Statutory sodomy in the first degree has a statutorily proscribed punishment of life imprisonment. As a result, statutory sodomy in the first degree is to be treated as a class A felony pursuant to, and for the limited purposes set forth in, section 557.021.3. Consequently, section 564.011 permits the offense of attempt to commit statutory sodomy in the first degree to be punished as a class B felony, employing the range of punishment for a class B felony set forth in section 558.011. A class B felony is subject to the range of punishment of five to fifteen years imprisonment. Section 558.011. In this case, Nibarger was sentenced to ten years imprisonment. This is well within the statutorily authorized range of punishment for a class B felony. Nibarger was thus appropriately punished upon conviction for attempt to commit statutory sodomy in the first degree under sections 564.011 and 558.011.
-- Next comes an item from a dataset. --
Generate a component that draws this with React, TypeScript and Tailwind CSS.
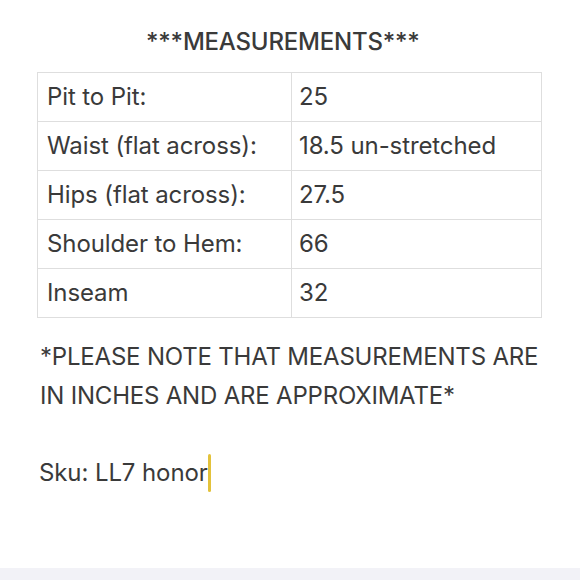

This court's southern district reached the same conclusion in State v. Bonich, 289 S.W.3d 767 (Mo.App. S.D.2009).2 Bonich appealed his convictions on two counts of class B felony attempted statutory sodomy in the first degree. Id. at 768. Bonich was sentenced to ten years imprisonment on each count. Id. Bonich also argued that, because there was no defined punishment for attempted statutory sodomy in the first degree, the trial court had no authority to enter a judgment of conviction. Id. at 773. Like the present case, this issue was reviewed for plain error due to Bonich's failure to raise the issue at trial. Id. The Bonich court held that, because the offense of statutory sodomy in the first degree is unclassified and punishable by life imprisonment, section 557.021 directs that the offense is to be treated as a class A felony for purposes of determining the appropriate punishment for attempt to commit the offense. Id. at 774. Bonich was sentenced within the range of punishment for a class B felony. Therefore, the southern district found that no plain error occurred. Id.

In an effort to overcome the effect of section 557.021.3, Nibarger argues that the phrase "outside the code" does not mean unclassified offenses. Nibarger relies on State v. Hyman, 37 S.W.3d 384 (Mo.App. W.D.2001). Nibarger's reliance on Hyman is misplaced. In Hyman, this court held that section 557.021 could not be read to permit treating the unclassified offense of armed criminal action, which has a penalty that includes life imprisonment, as a class A felony for purposes of determining the appropriate statute of limitations. Hyman, 37 S.W.3d at 390. This court held that section 557.021.3 was expressly intended "to classify noncode offenses for... determining the penalty for attempts and conspiracies." Id. This...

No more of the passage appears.